Struggle cinema
Today: David Roth, an editor and co-owner at Defector.
Issue No. 416
Winning Isn’t Everything
David Roth
HYDRANYM No. 19: Vote!
The Editors
Winning Isn’t Everything
by David Roth
It will be clear that I am not offering a self-care tip by the time you finish reading this sentence, but when things started getting dark for me around the beginning of this year I started watching movies from the 1970s. Film after film in which everyone’s hair looked incredible and the food even in the fanciest restaurants looked like absolute dogshit—ashen but somehow also boiled-looking. New York City was a smear of garish red velvet and gray-black car exhaust and appalling yellow light; long brown sedans jostled and raced through a bleak and crowded smudgescape in which it was plain that there was not one single acceptable cup of coffee to be found. The blocks around Times Square were caked in a damp neon film, but I could still identify what has since become a Shake Shack. The map had been altered and altered again, but the territory just was what it was.

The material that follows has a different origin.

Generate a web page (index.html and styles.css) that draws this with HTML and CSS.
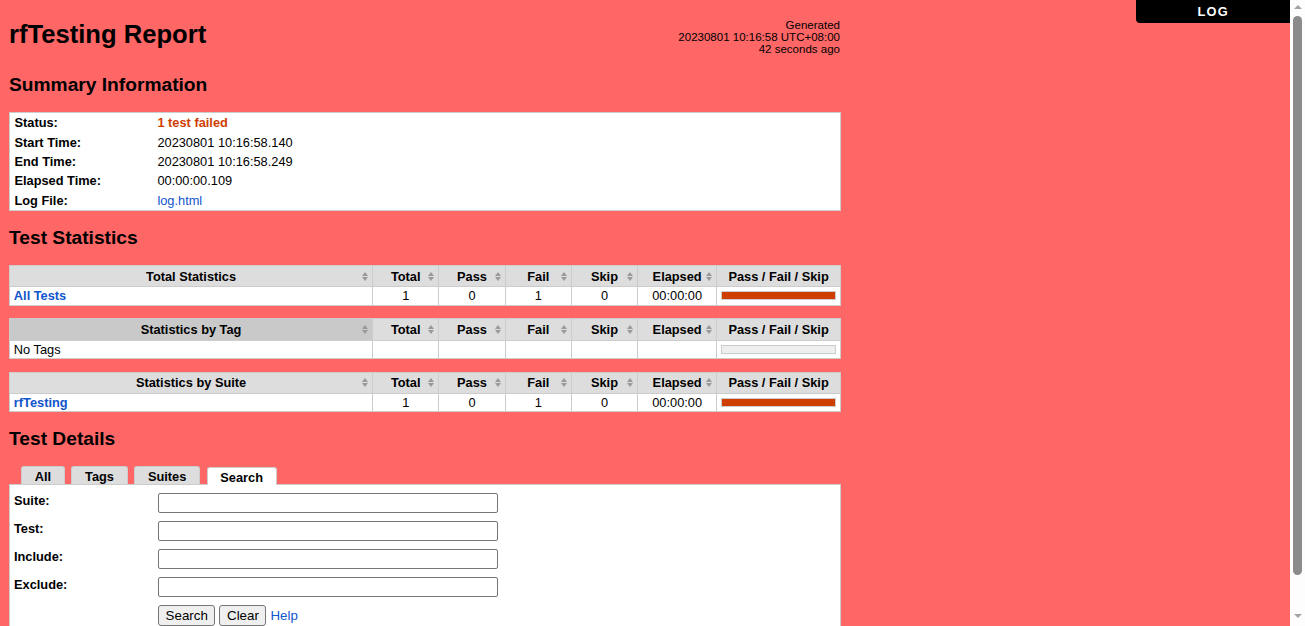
FILE: index.html
```html
<!DOCTYPE html>
<html lang="en">
<head>
<meta charset="utf-8">
<title>rfTesting Report</title>
<link rel="stylesheet" href="styles.css">
</head>
<body>
<div class="top-right">
  <a href="#" class="log-link">LOG</a>
</div>

<div class="fake-scrollbar" aria-hidden="true">
  <span class="sb-arrow sb-up"></span>
  <span class="sb-thumb"></span>
  <span class="sb-arrow sb-down"></span>
</div>

<div class="header">
  <h1>rfTesting Report</h1>
  <div class="generated">Generated<br>20230801 10:16:58 UTC+08:00<br>42 seconds ago</div>
</div>

<h2>Summary Information</h2>
<table class="details">
  <tr><th>Status:</th><td><span class="fail-text">1 test failed</span></td></tr>
  <tr><th>Start Time:</th><td>20230801 10:16:58.140</td></tr>
  <tr><th>End Time:</th><td>20230801 10:16:58.249</td></tr>
  <tr><th>Elapsed Time:</th><td>00:00:00.109</td></tr>
  <tr><th>Log File:</th><td><a href="#">log.html</a></td></tr>
</table>

<h2>Test Statistics</h2>
<table class="statistics">
  <thead>
    <tr>
      <th class="sortable">Total Statistics</th>
      <th class="col-stat sortable">Total</th>
      <th class="col-stat sortable">Pass</th>
      <th class="col-stat sortable">Fail</th>
      <th class="col-stat sortable">Skip</th>
      <th class="col-elapsed sortable">Elapsed</th>
      <th class="col-graph">Pass / Fail / Skip</th>
    </tr>
  </thead>
  <tbody>
    <tr>
      <td class="stat-name"><a href="#">All Tests</a></td>
      <td class="num">1</td>
      <td class="num">0</td>
      <td class="num">1</td>
      <td class="num">0</td>
      <td class="num">00:00:00</td>
      <td><div class="graph"><div class="fail-bar" style="width:100%"></div></div></td>
    </tr>
  </tbody>
</table>

<table class="statistics">
  <thead>
    <tr>
      <th class="sortable sorted">Statistics by Tag</th>
      <th class="col-stat sortable">Total</th>
      <th class="col-stat sortable">Pass</th>
      <th class="col-stat sortable">Fail</th>
      <th class="col-stat sortable">Skip</th>
      <th class="col-elapsed sortable">Elapsed</th>
      <th class="col-graph">Pass / Fail / Skip</th>
    </tr>
  </thead>
  <tbody>
    <tr>
      <td class="plain-name">No Tags</td>
      <td class="num"></td>
      <td class="num"></td>
      <td class="num"></td>
      <td class="num"></td>
      <td class="num"></td>
      <td><div class="graph empty"></div></td>
    </tr>
  </tbody>
</table>

<table class="statistics">
  <thead>
    <tr>
      <th class="sortable">Statistics by Suite</th>
      <th class="col-stat sortable">Total</th>
      <th class="col-stat sortable">Pass</th>
      <th class="col-stat sortable">Fail</th>
      <th class="col-stat sortable">Skip</th>
      <th class="col-elapsed sortable">Elapsed</th>
      <th class="col-graph">Pass / Fail / Skip</th>
    </tr>
  </thead>
  <tbody>
    <tr>
      <td class="stat-name"><a href="#">rfTesting</a></td>
      <td class="num">1</td>
      <td class="num">0</td>
      <td class="num">1</td>
      <td class="num">0</td>
      <td class="num">00:00:00</td>
      <td><div class="graph"><div class="fail-bar" style="width:100%"></div></div></td>
    </tr>
  </tbody>
</table>

<h2>Test Details</h2>
<div class="detail-tabs">
  <div class="tab">All</div>
  <div class="tab">Tags</div>
  <div class="tab">Suites</div>
  <div class="tab selected">Search</div>
</div>
<div class="detail-panel">
  <form class="search-form">
    <div class="search-row">
      <label class="search-label" for="s-suite">Suite:</label>
      <input class="search-input" id="s-suite" type="text">
    </div>
    <div class="search-row">
      <label class="search-label" for="s-test">Test:</label>
      <input class="search-input" id="s-test" type="text">
    </div>
    <div class="search-row">
      <label class="search-label" for="s-include">Include:</label>
      <input class="search-input" id="s-include" type="text">
    </div>
    <div class="search-row">
      <label class="search-label" for="s-exclude">Exclude:</label>
      <input class="search-input" id="s-exclude" type="text">
    </div>
    <div class="search-row">
      <span></span>
      <div class="search-buttons">
        <button type="button" class="btn">Search</button>
        <button type="button" class="btn">Clear</button>
        <a href="#">Help</a>
      </div>
    </div>
  </form>
</div>
</body>
</html>
```

FILE: styles.css
```css
html {
  background: #f66;
}

body {
  margin: 0;
  padding: 0 9px 29px;
  font-family: "Liberation Sans", Arial, Helvetica, sans-serif;
  font-size: 12.8px;
  color: #000;
  background: #f66;
}

a {
  color: #15c;
  text-decoration: none;
}

/* LOG link */
.top-right {
  position: fixed;
  top: 0;
  right: 15px;
  width: 153.6px;
  z-index: 10;
  text-align: center;
}

.log-link {
  display: block;
  background: #000;
  color: #fff;
  font-weight: bold;
  letter-spacing: 0.1em;
  padding: 0.3em 0;
  border-bottom-left-radius: 4px;
}

/* Browser scrollbar look-alike */
::-webkit-scrollbar {
  width: 0;
  display: none;
}

.fake-scrollbar {
  position: fixed;
  top: 0;
  right: 0;
  width: 15px;
  height: 100vh;
  background: #fdfdfd;
  display: flex;
  flex-direction: column;
  align-items: center;
  z-index: 20;
}

.sb-arrow {
  width: 0;
  height: 0;
  border-left: 4px solid transparent;
  border-right: 4px solid transparent;
}

.sb-up {
  margin-top: 5px;
  border-bottom: 4px solid #a3a3a3;
}

.sb-thumb {
  margin-top: 7px;
  width: 9px;
  height: 559px;
  border-radius: 5px;
  background: #8b8b8b;
}

.sb-down {
  margin-top: auto;
  margin-bottom: 8px;
  border-top: 4px solid #a3a3a3;
}

/* Header */
.header {
  width: 832px;
  height: 39.4px;
  margin: 19px 0 6px;
  display: flex;
  justify-content: space-between;
  align-items: flex-start;
}

h1 {
  margin: 1px 0 0;
  font-size: 25.6px;
  font-weight: bold;
}

.generated {
  font-size: 11.52px;
  line-height: 12px;
  text-align: right;
  white-space: nowrap;
  padding-right: 1px;
}

h2 {
  font-size: 19.2px;
  font-weight: bold;
  margin: 15.9px 0;
}

/* Summary */
.details {
  width: 832px;
  table-layout: fixed;
  border-collapse: collapse;
  border: 1px solid #ccc;
  background: #fff;
  margin-bottom: 12.8px;
}

.details th {
  width: 134px;
  text-align: left;
  white-space: nowrap;
  vertical-align: top;
  font-weight: bold;
  line-height: 14.3px;
  padding: 3px 0.35em 2.12px;
}

.details td {
  vertical-align: top;
  line-height: 14.3px;
  padding: 3px 0.35em 2.12px;
}

.fail-text {
  color: #ce3e01;
  font-weight: bold;
}

/* Statistics */
.statistics {
  width: 832px;
  table-layout: fixed;
  border-collapse: collapse;
  background: #fff;
  margin-bottom: 12.8px;
}

.statistics th,
.statistics td {
  border: 1px solid #ccc;
  padding: 0.1em 0.3em;
  vertical-align: middle;
}

.statistics th {
  background: #ddd;
  padding: 0.2em 0.3em;
  font-weight: bold;
  text-align: center;
  position: relative;
}

.statistics th.sorted {
  background: #c9c9c9;
}

.sortable::before,
.sortable::after {
  content: "";
  position: absolute;
  right: 4px;
  top: 50%;
  width: 0;
  height: 0;
  border-left: 3.5px solid transparent;
  border-right: 3.5px solid transparent;
}

.sortable::before {
  margin-top: -4.5px;
  border-bottom: 4px solid #999;
}

.sortable::after {
  margin-top: 0.5px;
  border-top: 4px solid #999;
}

.col-stat {
  width: 57.6px;
}

.col-elapsed {
  width: 70.4px;
}

.col-graph {
  width: 115.2px;
}

.statistics td.num {
  text-align: center;
}

.stat-name a {
  font-weight: bold;
}

.graph {
  display: flex;
  height: 7px;
  border: 1px solid #ccc;
  background: #f2f2f2;
}

.graph.empty {
  background: #eee;
}

.fail-bar {
  height: 100%;
  background: #ce3e01;
}

/* Details tabs */
.detail-tabs {
  display: flex;
  align-items: flex-end;
  gap: 6.6px;
  height: 19px;
  margin: 0 0 -1px 12px;
  position: relative;
  z-index: 1;
}

.tab {
  background: #ddd;
  border: 1px solid #ccc;
  border-bottom: 0;
  border-radius: 3px 3px 0 0;
  padding: 0 12.7px;
  height: 17px;
  line-height: 19px;
  font-weight: bold;
  margin-bottom: 1px;
}

.tab.selected {
  background: #fff;
  margin-bottom: 0;
}

.detail-panel {
  width: 832px;
  box-sizing: border-box;
  border: 1px solid #ccc;
  background: #fff;
  padding: 8px 4px;
}

.search-form {
  display: flex;
  flex-direction: column;
  gap: 8px;
  margin: 0;
}

.search-row {
  display: grid;
  grid-template-columns: 144px 340px;
  align-items: start;
}

.search-label {
  font-weight: bold;
}

.search-input {
  box-sizing: border-box;
  width: 340px;
  height: 20px;
  margin: 0;
  padding: 1px 2px;
  border: 1px solid #767676;
  border-radius: 2px;
  background: #fff;
  font-family: "Liberation Sans", Arial, sans-serif;
  font-size: 13.33px;
}

.search-buttons {
  display: flex;
  align-items: center;
  gap: 4px;
  white-space: nowrap;
}

.btn {
  height: 21px;
  margin: 0;
  padding: 1px 6.6px;
  border: 1px solid #767676;
  border-radius: 3px;
  background: #efefef;
  color: #000;
  font-family: "Liberation Sans", Arial, sans-serif;
  font-size: 13.33px;
}

.search-buttons a {
  font-size: 13.33px;
}
```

I don’t think I really had anything in particular in mind. I was depressed; a bunch of big things I’d idly or just hopefully thought were permanent had proven not to be; I had believed those things to be load-bearing, which seemed to be the only part I got right. The idea of addressing this problem by applying a thick and smoggy layer of movies in which Gene Hackman appeared to be experiencing indigestion while wearing various hats was not, and could not really have been, a fully reasoned one on my part. It was just what I was up for at the time, mostly. But I think I also wanted to see how bad things had been before—or, more precisely, to be told some stories in which things were very bad, stories in which people wore extravagantly chunky sweaters and furtively spoke on corded phones and got killed and sometimes, somehow, looked as good as Brooke Adams does in the 1978 Invasion Of The Body Snatchers.

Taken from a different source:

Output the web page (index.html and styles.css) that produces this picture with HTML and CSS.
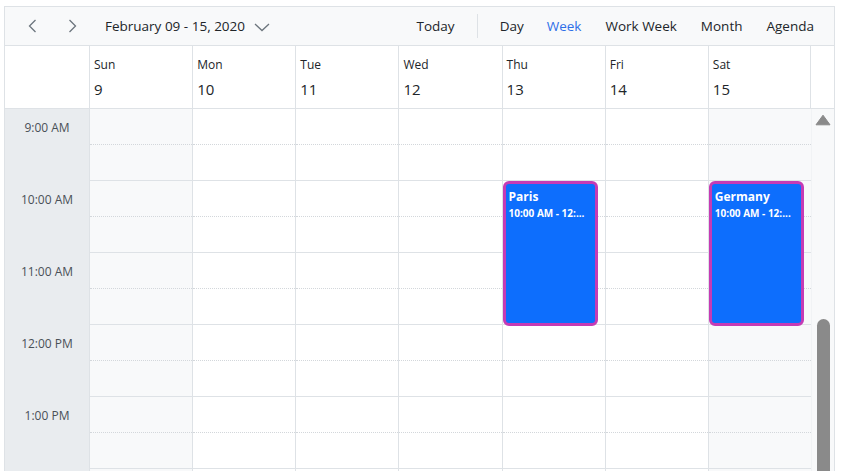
FILE: index.html
```html
<!DOCTYPE html>
<html>
<head>
<meta charset="utf-8">
<link rel="stylesheet" href="styles.css">
</head>
<body>
<div class="scheduler">
  <div class="toolbar">
    <div class="nav">
      <span class="icon-btn"><svg width="14" height="16" viewBox="0 0 14 16"><path d="M9.5 2 L3.5 8 L9.5 14" fill="none" stroke="#6c757d" stroke-width="1.3"/></svg></span>
      <span class="icon-btn"><svg width="14" height="16" viewBox="0 0 14 16"><path d="M4.5 2 L10.5 8 L4.5 14" fill="none" stroke="#6c757d" stroke-width="1.3"/></svg></span>
      <span class="range">February 09 - 15, 2020</span>
      <span class="caret"><svg width="16" height="10" viewBox="0 0 16 10"><path d="M1 2 L8 8.5 L15 2" fill="none" stroke="#6c757d" stroke-width="1.3"/></svg></span>
    </div>
    <div class="views">
      <span class="view today">Today</span>
      <span class="sep"></span>
      <span class="view day">Day</span>
      <span class="view active">Week</span>
      <span class="view">Work Week</span>
      <span class="view">Month</span>
      <span class="view">Agenda</span>
    </div>
  </div>
  <div class="head">
    <div class="corner"></div>
    <div class="dh"><span class="dn">Sun</span><span class="dd">9</span></div>
    <div class="dh"><span class="dn">Mon</span><span class="dd">10</span></div>
    <div class="dh"><span class="dn">Tue</span><span class="dd">11</span></div>
    <div class="dh"><span class="dn">Wed</span><span class="dd">12</span></div>
    <div class="dh"><span class="dn">Thu</span><span class="dd">13</span></div>
    <div class="dh"><span class="dn">Fri</span><span class="dd">14</span></div>
    <div class="dh"><span class="dn">Sat</span><span class="dd">15</span></div>
    <div class="head-gap"></div>
  </div>
  <div class="grid">
    <div class="times">
      <div class="tslot">9:00 AM</div><div class="tslot"></div>
      <div class="tslot">10:00 AM</div><div class="tslot"></div>
      <div class="tslot">11:00 AM</div><div class="tslot"></div>
      <div class="tslot">12:00 PM</div><div class="tslot"></div>
      <div class="tslot">1:00 PM</div><div class="tslot"></div>
      <div class="tslot"></div><div class="tslot"></div>
    </div>
    <div class="col weekend">
      <div class="half"></div><div class="full"></div><div class="half"></div><div class="full"></div><div class="half"></div><div class="full"></div><div class="half"></div><div class="full"></div><div class="half"></div><div class="full"></div><div class="half"></div><div class="full"></div>
    </div>
    <div class="col">
      <div class="half"></div><div class="full"></div><div class="half"></div><div class="full"></div><div class="half"></div><div class="full"></div><div class="half"></div><div class="full"></div><div class="half"></div><div class="full"></div><div class="half"></div><div class="full"></div>
    </div>
    <div class="col">
      <div class="half"></div><div class="full"></div><div class="half"></div><div class="full"></div><div class="half"></div><div class="full"></div><div class="half"></div><div class="full"></div><div class="half"></div><div class="full"></div><div class="half"></div><div class="full"></div>
    </div>
    <div class="col">
      <div class="half"></div><div class="full"></div><div class="half"></div><div class="full"></div><div class="half"></div><div class="full"></div><div class="half"></div><div class="full"></div><div class="half"></div><div class="full"></div><div class="half"></div><div class="full"></div>
    </div>
    <div class="col">
      <div class="half"></div><div class="full"></div><div class="half"></div><div class="full"></div><div class="half"></div><div class="full"></div><div class="half"></div><div class="full"></div><div class="half"></div><div class="full"></div><div class="half"></div><div class="full"></div>
      <div class="event"><span class="et">Paris</span><span class="em">10:00 AM - 12:...</span></div>
    </div>
    <div class="col">
      <div class="half"></div><div class="full"></div><div class="half"></div><div class="full"></div><div class="half"></div><div class="full"></div><div class="half"></div><div class="full"></div><div class="half"></div><div class="full"></div><div class="half"></div><div class="full"></div>
    </div>
    <div class="col weekend">
      <div class="half"></div><div class="full"></div><div class="half"></div><div class="full"></div><div class="half"></div><div class="full"></div><div class="half"></div><div class="full"></div><div class="half"></div><div class="full"></div><div class="half"></div><div class="full"></div>
      <div class="event"><span class="et">Germany</span><span class="em">10:00 AM - 12:...</span></div>
    </div>
    <div class="scrollbar">
      <svg class="arrow" width="16" height="12" viewBox="0 0 16 12"><path d="M8 1.2 L15 10.8 L1 10.8 Z" fill="#8a8a8a" stroke="#8a8a8a" stroke-width="1" stroke-linejoin="round"/></svg>
      <div class="thumb"></div>
    </div>
  </div>
</div>
</body>
</html>
```

FILE: styles.css
```css
html, body {
  margin: 0;
  padding: 0;
  overflow: hidden;
  background: #ffffff;
}
body {
  font-family: "Open Sans", "Noto Sans", sans-serif;
  color: #212529;
}
.scheduler {
  margin: 6px 0 0 4px;
  width: 831px;
  border: 1px solid #dee2e6;
  box-sizing: border-box;
}
.toolbar {
  height: 39px;
  box-sizing: border-box;
  background: #f8f9fa;
  border-bottom: 1px solid #dee2e6;
  display: flex;
  align-items: center;
  justify-content: space-between;
  font-size: 13.5px;
}
.nav {
  display: flex;
  align-items: center;
  padding-left: 8px;
}
.icon-btn {
  width: 39px;
  display: flex;
  justify-content: center;
}
.range {
  margin-left: 14px;
}
.caret {
  margin-left: 9px;
  display: flex;
  padding-top: 2px;
}
.views {
  display: flex;
  align-items: center;
  padding-right: 20px;
}
.view {
  margin-left: 24px;
}
.view.today {
  margin-left: 0;
}
.view.day {
  margin-left: 22px;
}
.view.active {
  color: #2f6fe8;
  margin-left: 23px;
}
.sep {
  width: 1px;
  height: 24px;
  background: #dee2e6;
  margin-left: 22px;
  margin-right: 0;
}
.head {
  display: grid;
  grid-template-columns: 84px repeat(7, 1fr) 23px;
  height: 63px;
  box-sizing: border-box;
  border-bottom: 1px solid #dee2e6;
}
.dh {
  border-left: 1px solid #dee2e6;
  display: flex;
  flex-direction: column;
  padding: 10px 0 0 4px;
}
.dh:nth-child(8) {
  border-right: 1px solid #dee2e6;
}
.dn {
  font-size: 12px;
  line-height: 17px;
}
.dd {
  font-size: 15px;
  line-height: 20px;
  margin-top: 6px;
}
.grid {
  display: grid;
  grid-template-columns: 84px repeat(7, 1fr) 23px;
}
.times {
  background: #e9ecef;
}
.tslot {
  height: 36px;
  display: flex;
  align-items: center;
  justify-content: center;
  font-size: 12px;
  color: #495057;
  padding-top: 1px;
  box-sizing: border-box;
}
.col {
  position: relative;
  border-left: 1px solid #dee2e6;
  background: #ffffff;
}
.col.weekend {
  background: #f8f9fa;
}
.half, .full {
  height: 36px;
  box-sizing: border-box;
}
.half {
  border-bottom: 1px dotted #d3d7db;
}
.full {
  border-bottom: 1px solid #dee2e6;
}
.event {
  position: absolute;
  top: 72px;
  left: 0;
  width: 95px;
  height: 145px;
  box-sizing: border-box;
  background: #0d6efd;
  border: 3px solid #c53bb5;
  border-radius: 6px;
  color: #ffffff;
  display: flex;
  flex-direction: column;
  padding: 4px 0 0 3px;
  font-weight: 700;
}
.et {
  font-size: 12px;
  line-height: 17px;
}
.em {
  font-size: 10px;
  line-height: 15px;
  margin-top: 1px;
}
.scrollbar {
  background: #f8f9fa;
  border-left: 1px solid #f1f3f5;
  display: flex;
  flex-direction: column;
  align-items: center;
}
.arrow {
  margin-top: 5px;
}
.thumb {
  margin-top: 193px;
  width: 13px;
  height: 200px;
  background: #8a8a8a;
  border-radius: 7px 7px 0 0;
}
```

I was startled and delighted by how brown and moldy everything looked in The French Connection and by the blue notes of hornball fatalism in The Parallax View and Winter Kills and Night Moves and that Philip Kaufman adaptation of Invasion of the Body Snatchers. None of it really quite aligned with any observable contemporary reality, but even as I watched Warren Beatty, with maybe the most outrageous haircut I’ve ever seen on anyone, buy a plane ticket—with cash—on the damn airplane—in The Parallax View, it never felt entirely unreal. The twin threads of restlessness and hopelessness, the films’ thrumming but abstracted disgust with the hidden and utterly depraved systems against which all these lonesome protagonists smashed themselves, were a reminder that all of these stories had long been unfolding in the country and reality in which I live. Not in the same moment, but in the same place, and along the same beats.

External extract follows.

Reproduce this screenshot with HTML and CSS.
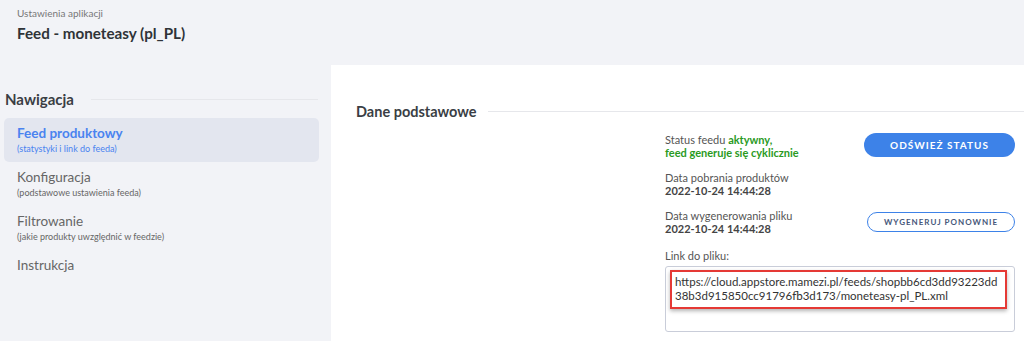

I wouldn’t say that any of it made me “feel better,” but that wasn’t really why I was watching. I was watching because I didn’t want to, or just couldn’t, go to bed, and because I am already paying for a bunch of streaming services, and because I needed to be reminded, in the first dark, brutal days of the second Trump administration, of the grim and dreadful things that, too, had passed. I was trying to convince myself that this moment was not the end that it felt like. There was a story that I had been told for as long as I’d been alive that held that things were getting better, or just moving along an upward trajectory at a pace that would necessarily quicken and slow but which was constant and inexorable. A lot of suburban kids get told this, if not in so many words, and it is an important part of turning them into suburban adults.
But also I really thought I saw it for a while. Things once misunderstood were being figured out, and once figured out could be used as leverage for figuring out even more things; this was how the line climbed up and to the right, and doing that was just what lines were meant to do. There were compromises, of course, and missteps, a dialectic was at work and there would necessarily be conflict, it was not going to be simple or linear, although look at that line, look where it was going. But also, just on the merits, and considering the prevailing trends and available data…well. Well.